We arrived to New Orleans on the day of the Red Dress Run, a big race for which both men and women wear… well, a red dress. According to Wikipedia, the Red Dress extravaganza was born when a woman wore a red dress to a hashing event. She was unaware that hashing involved non-competitive running, socializing and drinking, but she was a trooper and ran the race, red dress and all. Thus, the tradition of running in red dresses followed by copious drinking and socializing was born.
We first saw people in red dresses on our overnight Megabus from Atlanta to New Orleans. The bus made a stop in Birmingham, Alabama to pick up three girls in red tutus at 4AM, an exotic sighting when one is not on the Greyhound.
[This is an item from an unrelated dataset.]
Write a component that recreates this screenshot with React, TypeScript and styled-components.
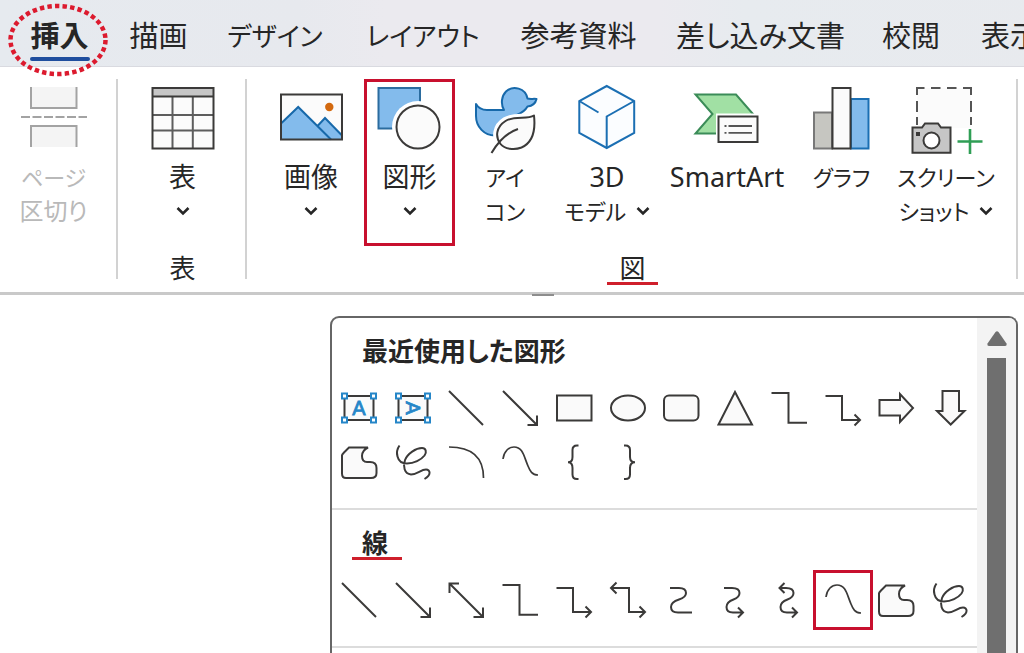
import React from "react";
import styled, { createGlobalStyle, css } from "styled-components";

const ink = "#3b3a39";
const red = "#c8102e";

const GlobalStyle = createGlobalStyle`
  *, *::before, *::after { box-sizing: border-box; }
  body {
    margin: 0;
    background: #fff;
    color: #262626;
    font-family: "Noto Sans", "Noto Sans CJK JP", sans-serif;
    font-feature-settings: "palt";
  }
  button {
    margin: 0;
    padding: 0;
    border: 0;
    background: none;
    color: inherit;
    font: inherit;
    font-feature-settings: inherit;
  }
  svg { display: block; overflow: visible; }
`;

const Page = styled.div`
  display: flex;
  flex-direction: column;
  height: 100vh;
  overflow: hidden;
`;

const TabBar = styled.nav`
  display: grid;
  grid-template-columns: 101fr 97fr 136fr 160fr 151fr 213fr 88fr 110fr;
  padding: 15px 0 6px 9px;
  margin-right: -41px;
  border-bottom: 1px solid #d9dae0;
  background: linear-gradient(90deg, #e6eaef 0%, #e7e9ee 28%, #ebeaef 36%, #ebeaef 62%, #e7ebef 70%, #e8eaee 100%);
`;

const Tab = styled.button<{ $active?: boolean; $kana?: boolean }>`
  position: relative;
  display: flex;
  flex-direction: column;
  align-items: center;
  height: 45px;
  font-size: ${(p) => (p.$kana ? "26px" : "29px")};
  line-height: 42px;
  white-space: nowrap;
  font-weight: ${(p) => (p.$active ? 700 : 400)};

  ${(p) =>
    p.$active &&
    css`
      &::after {
        content: "";
        width: 60px;
        height: 4px;
        flex: none;
        border-radius: 2px;
        background: #1f4e9e;
      }
    `}
`;

const DottedRing = styled.svg`
  position: absolute;
  z-index: 1;
  left: 50%;
  top: -12px;
  width: 100px;
  height: 74px;
  margin-left: -52px;
`;

const Ribbon = styled.section`
  display: grid;
  grid-template-columns: 118fr 129fr 771fr 6fr;
  padding: 12px 0 6px;
  border-bottom: 3px solid #c9c9c9;
`;

const Group = styled.div`
  position: relative;
  display: flex;
  flex-direction: column;
  min-width: 0;
  height: 207px;

  &::after {
    content: "";
    position: absolute;
    right: 0;
    top: 0;
    width: 2px;
    height: 200px;
    background: #d2d2d2;
  }
`;

const GroupTools = styled.div<{ $columns: string; $inset?: string }>`
  display: grid;
  grid-template-columns: ${(p) => p.$columns};
  padding: ${(p) => p.$inset ?? "0"};
  height: 167px;
`;

const GroupName = styled.div`
  display: flex;
  justify-content: center;
  margin-top: 5px;
  font-size: 26px;
  line-height: 34px;
`;

const Marked = styled.span`
  display: inline-block;
  padding: 4px 12px 0;
  border-bottom: 3px solid #cf1f2b;
  line-height: 27px;
`;

const Tool = styled.button<{ $disabled?: boolean; $framed?: boolean }>`
  position: relative;
  display: flex;
  flex-direction: column;
  align-items: center;
  min-width: 0;
  padding-top: 5px;
  color: ${(p) => (p.$disabled ? "#b9b9b9" : "inherit")};
  line-height: 34px;
  white-space: nowrap;

  ${(p) =>
    p.$framed &&
    css`
      box-shadow: inset 0 0 0 3px ${red};
    `}
`;

const ToolArt = styled.svg`
  flex: none;
  width: 76px;
  height: 72px;
  margin-bottom: 4px;
`;

const LabelLine = styled.span<{ $kana?: boolean; $mixed?: boolean }>`
  display: flex;
  align-items: center;
  justify-content: center;
  gap: 10px;
  height: 34px;
  font-size: ${(p) => (p.$kana ? "22px" : p.$mixed ? "24px" : "27px")};
`;

const Workspace = styled.main`
  position: relative;
  flex: 1;
  min-height: 0;
  display: grid;
  grid-template-columns: 330fr 688fr 6fr;
  padding-top: 21px;
`;

const Handle = styled.span`
  position: absolute;
  top: -1px;
  left: 52%;
  width: 22px;
  height: 2px;
  background: #8d8d8d;
`;

const Gallery = styled.section`
  grid-column: 2;
  display: flex;
  min-height: 0;
  overflow: hidden;
  border: 2px solid #666;
  border-bottom: 0;
  border-radius: 9px 9px 0 0;
  background: #fff;
`;

const Sections = styled.div`
  flex: 1;
  min-width: 0;
`;

const Section = styled.section`
  padding: 16px 0 19px;
  border-bottom: 2px solid #dcdcdc;
`;

const SectionTitle = styled.h2<{ $marked?: boolean }>`
  display: table;
  height: 34px;
  margin: 0 0 13px 20px;
  padding: 0 14px 0 10px;
  font-size: 26px;
  font-weight: 700;
  line-height: 34px;

  ${(p) =>
    p.$marked &&
    css`
      padding-top: 4px;
      line-height: 27px;
      border-bottom: 3px solid #cf1f2b;
    `}
`;

const ShapeGrid = styled.div`
  display: grid;
  grid-template-columns: repeat(12, 1fr);
  grid-auto-rows: 54px;
`;

const ShapeButton = styled.button<{ $framed?: boolean }>`
  position: relative;
  display: flex;
  align-items: center;
  justify-content: center;

  ${(p) =>
    p.$framed &&
    css`
      &::after {
        content: "";
        position: absolute;
        inset: -3px;
        border: 3px solid ${red};
      }
    `}
`;

const ShapeArt = styled.svg`
  width: 38px;
  height: 38px;
  fill: none;
  stroke: ${ink};
  stroke-width: 2;
`;

const ScrollTrack = styled.div`
  flex: none;
  display: flex;
  flex-direction: column;
  align-items: center;
  gap: 12px;
  width: 39px;
  padding-top: 13px;
  background: #f3f3f3;
`;

const ScrollThumb = styled.div`
  flex: 1;
  width: 19px;
  background: #6f6f6f;
`;

const Chevron = () => (
  <svg width="14" height="10" viewBox="0 0 14 10" fill="none" stroke="#262626" strokeWidth="2.6">
    <path d="M1.5 2L7 7.5L12.5 2" />
  </svg>
);

const PageBreakArt = () => (
  <ToolArt viewBox="15 84 76 72" fill="#f4f4f4" stroke="#a3a3a3" strokeWidth="2">
    <path d="M30 87V108H75.500V87" />
    <path d="M30 147V126H75.500V147" />
    <path d="M20 117H86" strokeDasharray="9 2.500" strokeWidth="1.800" />
  </ToolArt>
);

const TableArt = () => (
  <ToolArt viewBox="145 84 76 72" fill="none">
    <rect x="152.500" y="88" width="61" height="60.500" fill="#fbfbfb" />
    <rect x="152.500" y="88" width="61" height="8.500" fill="#c6c6c6" />
    <path d="M172.500 97V148M192.800 97V148M153 115H213M153 130.500H213" stroke="#5d5d5d" strokeWidth="2" />
    <path d="M152.500 96.500H213.500" stroke={ink} strokeWidth="1.800" />
    <rect x="152.500" y="88" width="61" height="60.500" stroke={ink} strokeWidth="2" />
  </ToolArt>
);

const PictureArt = () => (
  <ToolArt viewBox="273 84 76 72" fill="none">
    <rect x="281" y="94.500" width="61" height="45" fill="#fbfbfb" />
    <path d="M317 126.500L325 118L342 135.500V139.500H329Z" fill="#83bbec" />
    <path d="M281 123.500L298.200 107L331 139.500H281Z" fill="#83bbec" />
    <path d="M281 123.500L298.200 107L331 139.500M317.500 126L325 118L342 135.500" stroke="#1769aa" strokeWidth="2" />
    <circle cx="329.300" cy="107" r="4.200" fill="#d3690f" />
    <rect x="281" y="94.500" width="61" height="45" stroke={ink} strokeWidth="2" />
  </ToolArt>
);

const ShapesArt = () => (
  <ToolArt viewBox="372 84 76 72">
    <rect x="378.500" y="88" width="41.500" height="40.500" fill="#83bbec" stroke="#2b6c9f" strokeWidth="2" />
    <circle cx="418" cy="127" r="26" fill="#fff" />
    <circle cx="418" cy="127" r="21.500" fill="#fbfbfb" stroke={ink} strokeWidth="2" />
  </ToolArt>
);

const DuckArt = () => (
  <ToolArt viewBox="467 84 76 72" strokeWidth="2" strokeLinejoin="round">
    <path
      d="M476 104C478.500 108.500 482 110 487 110H504C500.500 104 501.500 96 506 91.500C513 85 525.500 88 527.500 98.500C530.500 99.500 533 98.500 536.500 99C535.500 103.500 532 106 527.500 106.500C525 111 521.500 113 517 115L496 135.500C484 136 476 126.500 476 116Z"
      fill="#83bbec"
      stroke="#1769aa"
    />
    <path d="M534 115.500C527 120 515 115 505.500 121C496 127 495 137 500.500 144C504.500 149 514 150.500 521.500 147.500C534 142 535.500 129 534 115.500Z" fill="#fff" stroke="#fff" strokeWidth="8" />
    <path d="M534 115.500C527 120 515 115 505.500 121C496 127 495 137 500.500 144C504.500 149 514 150.500 521.500 147.500C534 142 535.500 129 534 115.500Z" fill="#fbfbfb" stroke={ink} />
    <path d="M518 129C506 133 498 142 491.500 153" fill="none" stroke={ink} />
  </ToolArt>
);

const CubeArt = () => (
  <ToolArt viewBox="569 84 76 72" fill="none" stroke="#1b6fb3" strokeWidth="2">
    <path d="M606.700 86L634.200 101V133L606.700 148L579.300 133V101Z" fill="#fbfdff" />
    <path d="M634.200 101L606.700 116.500V148M579.300 101L598.500 112.500" />
  </ToolArt>
);

const SmartArtArt = () => (
  <ToolArt viewBox="689 84 76 72" strokeWidth="2">
    <path d="M695.500 94.500H736L753 114L736 133.500H695.500L712.500 114Z" fill="#a1e0a4" stroke="#3b8c58" />
    <rect x="716" y="113.500" width="46" height="32" fill="#fff" />
    <rect x="718.500" y="116.500" width="39" height="25.500" fill="#fbfbfb" stroke={ink} />
    <path d="M728.500 126H752M728.500 132.800H752M724.500 126H726.500M724.500 132.800H726.500" stroke="#555" strokeWidth="1.800" />
  </ToolArt>
);

const ChartArt = () => (
  <ToolArt viewBox="804 84 76 72" strokeWidth="2">
    <rect x="814" y="112.500" width="18" height="36" fill="#c6c6c1" stroke="#787878" />
    <rect x="851" y="99" width="17.500" height="49.500" fill="#83bbec" stroke="#1b6fb3" />
    <rect x="832.500" y="88" width="18" height="60.500" fill="#fbfbfb" stroke={ink} />
  </ToolArt>
);

const ScreenshotArt = () => (
  <ToolArt viewBox="908 84 76 72" fill="none" stroke="#555" strokeWidth="2">
    <rect x="917" y="88" width="54" height="40" fill="#fbfbfb" stroke="none" />
    <path d="M917 95V88H924.500M931 88H940.500M947 88H956.500M963 88H971V95M971 101V112M971 117V125M917 101V112M917 117V125" />
    <path d="M912.500 127.500H922L925 123.500H938L941 127.500H950.500V152.800H912.500Z" fill="#c6c6c6" stroke={ink} />
    <circle cx="931.500" cy="140.500" r="8" fill="#fff" stroke={ink} />
    <rect x="916" y="132" width="4" height="4" fill={ink} stroke="none" />
    <path d="M970 129V154M957.500 141.500H982.500" stroke="#2f9e55" strokeWidth="2.600" />
  </ToolArt>
);

type ShapeName =
  | "textBox" | "verticalTextBox" | "line" | "arrow" | "doubleArrow" | "rect" | "ellipse" | "roundRect"
  | "triangle" | "elbow" | "elbowArrow" | "elbowDouble" | "rightArrow" | "downArrow" | "freeform"
  | "scribble" | "arc" | "curve" | "leftBrace" | "rightBrace" | "curved" | "curvedArrow" | "curvedDouble";

const pale = "#fafafa";
const blue = "#2586c8";

const TextFrame = ({ angle }: { angle: number }) => (
  <>
    <rect x="4.500" y="7" width="29" height="24" fill={pale} />
    <g fill="#fff" stroke={blue}>
      <rect x="2" y="4.500" width="5" height="5" />
      <rect x="31" y="4.500" width="5" height="5" />
      <rect x="2" y="28.500" width="5" height="5" />
      <rect x="31" y="28.500" width="5" height="5" />
    </g>
    <text
      x="19"
      y="26"
      textAnchor="middle"
      fontSize="20"
      fontFamily="'Liberation Sans', sans-serif"
      fill={blue}
      stroke={blue}
      strokeWidth="0.800"
      transform={`rotate(${angle} 19 19)`}
    >
      A
    </text>
  </>
);

const shapes: Record<ShapeName, React.ReactNode> = {
  textBox: <TextFrame angle={0} />,
  verticalTextBox: <TextFrame angle={90} />,
  line: <path d="M2 2L36 36" />,
  arrow: <path d="M2 2L36 36M26.500 36H36V26.500" />,
  doubleArrow: <path d="M2.500 2.500L36 36M26.500 36H36V26.500M2.500 12V2.500H12" />,
  rect: <rect x="2" y="6.500" width="34.500" height="25" fill={pale} />,
  ellipse: <ellipse cx="19" cy="19" rx="17" ry="12.500" fill={pale} />,
  roundRect: <rect x="2" y="6.500" width="34.500" height="25" rx="5" fill={pale} />,
  triangle: <path d="M19 3L36 35.500H2.500Z" fill={pale} />,
  elbow: <path d="M1.500 4H18.500V33.800H37" />,
  elbowArrow: <path d="M1.500 7H18V31H36M30.500 25.500L36 31L30.500 36.500" />,
  elbowDouble: <path d="M2 7H20V31H36M30.500 25.500L36 31L30.500 36.500M7.500 1.500L2 7L7.500 12.500" />,
  rightArrow: <path d="M2.500 11H23V5L36 19L23 33V26.500H2.500Z" fill={pale} />,
  downArrow: <path d="M11.500 2H28V22H33.500L19.700 35.500L6 22H11.500Z" fill={pale} />,
  freeform: (
    <path
      d="M9 4.500H28C24 6.500 22 9.500 22 13C22 17 24 19 27 19H30C34 19 36.500 21 36.500 25V30C36.500 33.500 35 35 31 35H6C3 35 2 33.500 2 30.500V12.500C2 11.500 3 10.500 4 9.500Z"
      fill={pale}
    />
  ),
  scribble: (
    <path d="M5.500 2.500C3 6 2.500 10 3.500 13.500C4.500 17.500 8 20.500 13 20.500C20 20.500 27 17 30.500 12.500C33 9 32 5 28 5C22 5 13.500 10.500 11 17C9 23 10 31 17 31.500C23 31.500 27 26.500 32 26.500C36.500 26.500 37.500 32 30.500 36" />
  ),
  arc: <path d="M2 4C25 4 36.500 15 36.500 35" strokeWidth="1.700" />,
  curve: <path d="M2 16C3 8 8 4 13 4C22 4 23 14 27 23C29 28 31 32 37 32" strokeWidth="1.700" />,
  leftBrace: (
    <path d="M23.500 2.500H22C19 2.500 17.500 4 17.500 7V14C17.500 17.500 16 19.300 13 19.300C16 19.300 17.500 21.500 17.500 25V31.500C17.500 34.500 19 36 22 36H23.500" />
  ),
  rightBrace: (
    <path d="M15 2.500H16.500C19.500 2.500 21 4 21 7V14C21 17.500 22.500 19.300 26 19.300C22.500 19.300 21 21.500 21 25V31.500C21 34.500 19.500 36 16.500 36H15" />
  ),
  curved: <path d="M8 7H17C22 7 24 9 24 12C24 15 22 17 17 18.500C12 20 9 22 9 26C9 29.500 11.500 31.500 16 31.500H30" />,
  curvedArrow: (
    <path d="M8 7H16C21 7 23.500 9 23.500 12C23.500 15 21.500 17 17.500 18.500C13.500 20 10.500 22 10.500 26C10.500 29.500 13 31.500 17 31.500H27M22 26.500L27 31.500L22 36.500" />
  ),
  curvedDouble: (
    <path d="M9.500 7H16C21 7 23.500 9 23.500 12C23.500 15 21.500 17 17.500 18.500C13.500 20 10.500 22 10.500 26C10.500 29.500 13 31.500 17 31.500H27M22 26.500L27 31.500L22 36.500M14.500 2L9.500 7L14.500 12" />
  ),
};

const recent: ShapeName[] = [
  "textBox", "verticalTextBox", "line", "arrow", "rect", "ellipse", "roundRect", "triangle", "elbow",
  "elbowArrow", "rightArrow", "downArrow", "freeform", "scribble", "arc", "curve", "leftBrace", "rightBrace",
];

const lines: ShapeName[] = [
  "line", "arrow", "doubleArrow", "elbow", "elbowArrow", "elbowDouble", "curved", "curvedArrow",
  "curvedDouble", "curve", "freeform", "scribble",
];

const ShapeList = ({ names, framed }: { names: ShapeName[]; framed?: ShapeName }) => (
  <ShapeGrid>
    {names.map((name) => (
      <ShapeButton key={name} type="button" aria-label={name} $framed={name === framed}>
        <ShapeArt viewBox="0 0 38 38">{shapes[name]}</ShapeArt>
      </ShapeButton>
    ))}
  </ShapeGrid>
);

const tabs = [
  { name: "描画" },
  { name: "デザイン", kana: true },
  { name: "レイアウト", kana: true },
  { name: "参考資料" },
  { name: "差し込み文書" },
  { name: "校閲" },
  { name: "表示" },
];

export default function App() {
  return (
    <Page>
      <GlobalStyle />
      <TabBar>
        <Tab type="button" $active>
          挿入
          <DottedRing viewBox="0 0 100 74" fill="none" stroke="#dc1a2e" strokeWidth="4.500" strokeDasharray="4.400 3.200">
            <ellipse cx="50" cy="37" rx="47.500" ry="34" />
          </DottedRing>
        </Tab>
        {tabs.map((tab) => (
          <Tab key={tab.name} type="button" $kana={tab.kana}>{tab.name}</Tab>
        ))}
      </TabBar>

      <Ribbon>
        <Group>
          <GroupTools $columns="1fr" $inset="0 11px 0 0">
            <Tool type="button" $disabled>
              <PageBreakArt />
              <LabelLine $kana>ページ</LabelLine>
              <LabelLine $mixed>区切り</LabelLine>
            </Tool>
          </GroupTools>
        </Group>
        <Group>
          <GroupTools $columns="1fr">
            <Tool type="button">
              <TableArt />
              <LabelLine>表</LabelLine>
              <LabelLine><Chevron /></LabelLine>
            </Tool>
          </GroupTools>
          <GroupName>表</GroupName>
        </Group>
        <Group>
          <GroupTools $columns="106fr 91fr 100fr 104fr 136fr 93fr 116fr" $inset="0 14px 0 11px">
            <Tool type="button">
              <PictureArt />
              <LabelLine>画像</LabelLine>
              <LabelLine><Chevron /></LabelLine>
            </Tool>
            <Tool type="button" $framed>
              <ShapesArt />
              <LabelLine>図形</LabelLine>
              <LabelLine><Chevron /></LabelLine>
            </Tool>
            <Tool type="button">
              <DuckArt />
              <LabelLine $kana>アイ</LabelLine>
              <LabelLine $kana>コン</LabelLine>
            </Tool>
            <Tool type="button">
              <CubeArt />
              <LabelLine>3D</LabelLine>
              <LabelLine $kana>モデル<Chevron /></LabelLine>
            </Tool>
            <Tool type="button">
              <SmartArtArt />
              <LabelLine>SmartArt</LabelLine>
            </Tool>
            <Tool type="button">
              <ChartArt />
              <LabelLine $kana>グラフ</LabelLine>
            </Tool>
            <Tool type="button">
              <ScreenshotArt />
              <LabelLine $kana>スクリーン</LabelLine>
              <LabelLine $kana>ショット<Chevron /></LabelLine>
            </Tool>
          </GroupTools>
          <GroupName><Marked>図</Marked></GroupName>
        </Group>
      </Ribbon>

      <Workspace>
        <Handle />
        <Gallery>
          <Sections>
            <Section>
              <SectionTitle>最近使用した図形</SectionTitle>
              <ShapeList names={recent} />
            </Section>
            <Section>
              <SectionTitle $marked>線</SectionTitle>
              <ShapeList names={lines} framed="curve" />
            </Section>
          </Sections>
          <ScrollTrack>
            <svg width="20" height="15" viewBox="0 0 20 15" fill="#6f6f6f">
              <path d="M8.500 1Q10 -0.500 11.500 1L19.500 12.500Q20 15 18 15H2Q0 15 0.500 12.500Z" />
            </svg>
            <ScrollThumb />
          </ScrollTrack>
        </Gallery>
      </Workspace>
    </Page>
  );
}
You see, while the Megabus is known for abusing its air conditioning system, the Greyhound is known for its colorful passengers and the unexpected adventures lived on board of these buses. One account tells the story of a young girl seated between four women who had just been freed from the prison, lively narrating their experiences in jail. Another account mentions the passenger next to an acquaintance of mine having a terrible seizure while on the bus. Either way, we were on the Megabus, it was freezing and I was sleeping with a sweater, cap, jacket, blanket and scarf. I was still cold but the poor Alabama girls in red tutus’ were definitely not prepared for this harsh environment.
When we arrived to New Orleans, our host Yomi picked us up and we went to his place by bus. Yomi lives in a shotgun house, not to be confused with anything like a crack house or a whore house. Shotgun houses are typical houses from the South of the United States, usually one story, quite narrow, with rooms lined up, one behind another and the entrance door is elevated (to prevent flooding). We did some civilized activities such as showering, grocery shopping, resting and facebooking after our adventures in wild Tennessee and Atlanta. Yomi went to work and later on repaired a couple of bicycles s we could all go ride together.
We did a nice, long bicycle ride in the French Quartier with Yomi and Dan, one of his roommates. The French Quartier is more or less the party area of New Orleans, host to world famous Bourbon Street. Furthermore, drinking on the street is legal in New Orleans and it was Saturday night, so we had a beer at a bar, bought some beers and took our bikes on a ferry ride across the Mississippi and back. We then battled the masses on Bourbon Street, dodging drunken men in red dresses, drunken women popping their heads out of car windows to throw up and a series of shady bars, barely legal strip clubs, love act venues and a group of religious people trying to save a few souls in the midst of so much decadence.
We started ending our night by going to Mimi’s, a bar where we danced between sweaty and enthusiastic men, who later turned out to be Lenny Kravitz’s entourage. And then we saw Lenny Kravitz, but he was neither dancing, nor sweaty, nor enthusiastic. I then met Steve, a film director with whom I had a very interesting conversation in which I was barely involved, as I was literally falling asleep while he talked. Steve told me I was right about Atlanta and that he felt that it is one of the few cities in the United States that is run mostly by black people. He told me more interesting things, for instance that his family thought of him as a snob because he came from a poor background and was the only one who had gone to university. I collapsed on our couch at 3AM and died until the next morning.
We woke up quite late the next day and did more civilized activities, such as having breakfast and doing our laundry. We went on a long bicycle ride with Yomi and passed both gorgeous and really run-down areas. However, even in the neighborhoods that looked poor and marginalized, the houses were colorful and interesting. They’re all above ground so they won’t flood when it rains too much, apparently a frequent happening in N’Orleans. We passed in front of stunning mansions, like the ones in “Interview with the Vampire” with huge gardens and a never ending number of rooms. We passed Loyola University, Audubon Park and the Fly, where we say down to talk about many things, among them Katrina.
|Late night biking and statue climbing|
We ended the night by having lasagna and a session of late night biking up and down the city, up and down parking lots. We were even called “a biker gang” by an old fashioned lady. We crowned our night with a beer in a punk bar, which was overridden by dogs in a not-so-cool way. We walked in to dogs having sex in the middle of the bar, followed by a big hairy dog lying on the bar and that wouldn’t even have been a problem, if it weren’t for that gigantic dog shit in which I stepped. In flip flops.